◆ DIRECTION
Work through the data line by line, gathering every line that has the word "with".

◆ PROVIDED RECORDS
###
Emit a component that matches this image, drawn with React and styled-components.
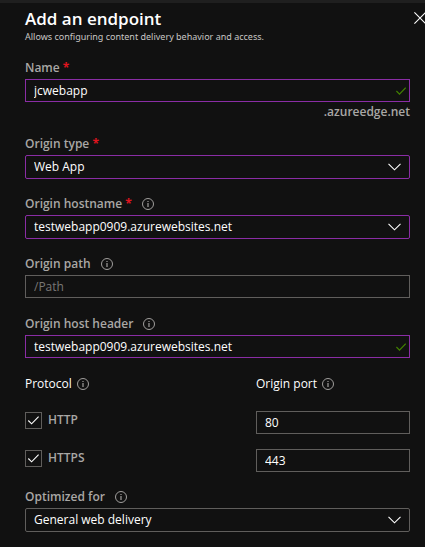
###
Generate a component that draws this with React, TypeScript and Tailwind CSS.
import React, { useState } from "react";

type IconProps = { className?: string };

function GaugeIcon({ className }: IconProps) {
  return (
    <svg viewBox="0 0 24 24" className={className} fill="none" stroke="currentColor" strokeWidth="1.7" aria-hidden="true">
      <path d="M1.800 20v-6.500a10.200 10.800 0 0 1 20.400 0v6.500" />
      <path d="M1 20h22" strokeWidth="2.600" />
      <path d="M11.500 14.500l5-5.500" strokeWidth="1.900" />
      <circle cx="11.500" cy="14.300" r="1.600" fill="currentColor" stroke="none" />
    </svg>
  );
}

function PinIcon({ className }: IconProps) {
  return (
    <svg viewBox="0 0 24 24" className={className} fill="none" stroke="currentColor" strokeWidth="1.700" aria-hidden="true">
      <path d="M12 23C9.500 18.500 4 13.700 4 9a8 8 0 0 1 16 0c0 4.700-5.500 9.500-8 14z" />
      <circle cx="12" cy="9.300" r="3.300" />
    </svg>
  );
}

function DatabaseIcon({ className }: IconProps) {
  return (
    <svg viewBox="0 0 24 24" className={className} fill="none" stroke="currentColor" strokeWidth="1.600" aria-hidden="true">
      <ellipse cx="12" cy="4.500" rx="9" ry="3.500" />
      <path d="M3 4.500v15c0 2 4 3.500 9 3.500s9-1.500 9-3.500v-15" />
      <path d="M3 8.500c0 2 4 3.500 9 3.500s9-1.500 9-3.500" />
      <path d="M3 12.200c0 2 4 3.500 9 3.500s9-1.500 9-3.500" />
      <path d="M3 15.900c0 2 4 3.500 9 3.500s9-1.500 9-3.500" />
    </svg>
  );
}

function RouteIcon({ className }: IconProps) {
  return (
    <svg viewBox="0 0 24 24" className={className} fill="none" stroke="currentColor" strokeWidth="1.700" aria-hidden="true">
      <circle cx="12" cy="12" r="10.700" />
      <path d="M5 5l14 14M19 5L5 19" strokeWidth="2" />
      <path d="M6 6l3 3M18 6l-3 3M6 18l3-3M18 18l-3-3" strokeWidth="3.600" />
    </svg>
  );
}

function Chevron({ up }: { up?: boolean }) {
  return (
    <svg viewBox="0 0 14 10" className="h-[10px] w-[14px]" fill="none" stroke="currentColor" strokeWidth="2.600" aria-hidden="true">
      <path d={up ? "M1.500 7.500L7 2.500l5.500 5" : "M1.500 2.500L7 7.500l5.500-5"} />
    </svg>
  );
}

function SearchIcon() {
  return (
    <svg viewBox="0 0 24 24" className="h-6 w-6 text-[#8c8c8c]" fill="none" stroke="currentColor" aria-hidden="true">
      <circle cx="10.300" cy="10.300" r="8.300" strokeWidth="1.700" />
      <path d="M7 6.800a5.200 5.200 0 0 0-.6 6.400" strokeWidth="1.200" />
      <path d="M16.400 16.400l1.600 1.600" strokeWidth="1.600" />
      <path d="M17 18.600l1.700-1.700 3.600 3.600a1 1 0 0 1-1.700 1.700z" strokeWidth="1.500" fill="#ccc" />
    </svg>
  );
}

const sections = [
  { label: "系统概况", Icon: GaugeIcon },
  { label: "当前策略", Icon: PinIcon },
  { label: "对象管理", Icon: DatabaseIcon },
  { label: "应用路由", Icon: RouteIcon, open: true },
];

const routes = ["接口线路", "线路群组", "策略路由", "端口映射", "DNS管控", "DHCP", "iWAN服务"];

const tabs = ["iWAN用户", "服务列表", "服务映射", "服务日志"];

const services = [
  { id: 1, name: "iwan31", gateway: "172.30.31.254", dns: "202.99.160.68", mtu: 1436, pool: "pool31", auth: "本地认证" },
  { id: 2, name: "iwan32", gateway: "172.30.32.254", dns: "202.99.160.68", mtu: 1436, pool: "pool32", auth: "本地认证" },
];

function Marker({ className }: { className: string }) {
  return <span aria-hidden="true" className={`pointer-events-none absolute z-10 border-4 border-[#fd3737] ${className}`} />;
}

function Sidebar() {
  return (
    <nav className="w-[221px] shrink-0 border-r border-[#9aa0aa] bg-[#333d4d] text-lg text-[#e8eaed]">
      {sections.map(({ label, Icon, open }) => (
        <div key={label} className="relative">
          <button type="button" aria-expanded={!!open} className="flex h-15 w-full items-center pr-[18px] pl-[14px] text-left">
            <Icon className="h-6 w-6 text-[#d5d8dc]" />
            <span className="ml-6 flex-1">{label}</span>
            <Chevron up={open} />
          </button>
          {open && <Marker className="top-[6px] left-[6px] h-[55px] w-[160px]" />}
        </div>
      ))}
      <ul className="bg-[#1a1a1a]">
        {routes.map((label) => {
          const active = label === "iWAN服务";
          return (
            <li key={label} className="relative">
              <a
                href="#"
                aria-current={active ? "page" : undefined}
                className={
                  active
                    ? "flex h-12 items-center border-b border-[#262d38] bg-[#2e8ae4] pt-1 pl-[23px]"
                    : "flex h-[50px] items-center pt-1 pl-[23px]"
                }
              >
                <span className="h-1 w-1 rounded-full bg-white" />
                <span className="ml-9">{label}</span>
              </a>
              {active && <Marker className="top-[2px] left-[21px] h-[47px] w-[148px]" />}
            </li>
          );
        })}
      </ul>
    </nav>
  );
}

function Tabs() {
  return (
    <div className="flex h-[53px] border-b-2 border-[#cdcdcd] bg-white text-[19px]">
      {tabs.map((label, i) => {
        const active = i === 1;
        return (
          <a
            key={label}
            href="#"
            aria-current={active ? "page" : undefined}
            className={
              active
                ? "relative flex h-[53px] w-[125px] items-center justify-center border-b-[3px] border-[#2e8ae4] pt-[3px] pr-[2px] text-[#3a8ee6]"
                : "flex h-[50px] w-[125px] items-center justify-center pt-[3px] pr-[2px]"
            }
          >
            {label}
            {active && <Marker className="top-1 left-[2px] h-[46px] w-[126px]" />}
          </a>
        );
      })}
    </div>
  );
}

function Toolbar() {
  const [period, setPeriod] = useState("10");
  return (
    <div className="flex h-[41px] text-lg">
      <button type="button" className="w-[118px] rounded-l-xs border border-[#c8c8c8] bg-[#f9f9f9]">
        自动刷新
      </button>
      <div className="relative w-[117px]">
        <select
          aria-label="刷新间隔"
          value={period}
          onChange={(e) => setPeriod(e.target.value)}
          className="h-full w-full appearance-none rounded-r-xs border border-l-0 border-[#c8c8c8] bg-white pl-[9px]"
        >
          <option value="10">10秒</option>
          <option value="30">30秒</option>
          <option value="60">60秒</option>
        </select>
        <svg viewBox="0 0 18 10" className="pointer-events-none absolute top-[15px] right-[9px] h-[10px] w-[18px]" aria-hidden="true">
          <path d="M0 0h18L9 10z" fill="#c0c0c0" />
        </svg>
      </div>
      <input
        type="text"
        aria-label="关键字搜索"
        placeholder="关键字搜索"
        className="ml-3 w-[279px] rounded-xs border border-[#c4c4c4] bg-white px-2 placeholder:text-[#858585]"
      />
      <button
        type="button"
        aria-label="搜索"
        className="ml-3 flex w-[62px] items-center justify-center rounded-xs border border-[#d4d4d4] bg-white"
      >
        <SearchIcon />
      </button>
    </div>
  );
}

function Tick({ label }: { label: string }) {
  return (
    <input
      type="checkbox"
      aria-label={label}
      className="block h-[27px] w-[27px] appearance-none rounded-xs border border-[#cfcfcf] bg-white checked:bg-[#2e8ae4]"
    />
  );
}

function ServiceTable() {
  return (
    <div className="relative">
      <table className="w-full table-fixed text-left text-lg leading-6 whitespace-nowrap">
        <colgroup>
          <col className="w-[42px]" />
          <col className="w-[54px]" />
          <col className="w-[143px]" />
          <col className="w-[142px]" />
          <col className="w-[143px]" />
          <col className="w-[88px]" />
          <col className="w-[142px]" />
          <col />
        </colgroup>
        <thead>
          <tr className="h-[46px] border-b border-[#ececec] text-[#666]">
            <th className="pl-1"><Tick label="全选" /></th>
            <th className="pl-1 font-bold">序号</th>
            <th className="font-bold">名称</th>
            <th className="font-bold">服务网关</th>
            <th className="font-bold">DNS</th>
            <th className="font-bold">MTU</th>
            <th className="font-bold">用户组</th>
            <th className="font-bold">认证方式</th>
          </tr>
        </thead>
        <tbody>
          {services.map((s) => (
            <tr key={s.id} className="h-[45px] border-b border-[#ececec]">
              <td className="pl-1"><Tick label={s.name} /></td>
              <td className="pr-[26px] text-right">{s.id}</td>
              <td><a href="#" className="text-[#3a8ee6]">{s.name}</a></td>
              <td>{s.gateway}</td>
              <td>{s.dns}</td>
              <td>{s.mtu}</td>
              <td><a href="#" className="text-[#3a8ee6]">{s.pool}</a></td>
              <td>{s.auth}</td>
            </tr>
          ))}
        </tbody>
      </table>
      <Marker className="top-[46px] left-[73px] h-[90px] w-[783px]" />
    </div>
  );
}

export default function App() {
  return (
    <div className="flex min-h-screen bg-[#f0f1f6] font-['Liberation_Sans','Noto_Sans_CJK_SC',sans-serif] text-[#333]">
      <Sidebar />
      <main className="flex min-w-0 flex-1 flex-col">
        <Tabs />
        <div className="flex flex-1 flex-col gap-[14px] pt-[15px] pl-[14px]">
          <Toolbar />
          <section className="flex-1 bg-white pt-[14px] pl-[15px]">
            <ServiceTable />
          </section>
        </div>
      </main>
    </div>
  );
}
###
◆ RESPONSE FOR THIS EXERCISE
Emit a component that matches this image, drawn with React and styled-components.
Generate a component that draws this with React, TypeScript and Tailwind CSS.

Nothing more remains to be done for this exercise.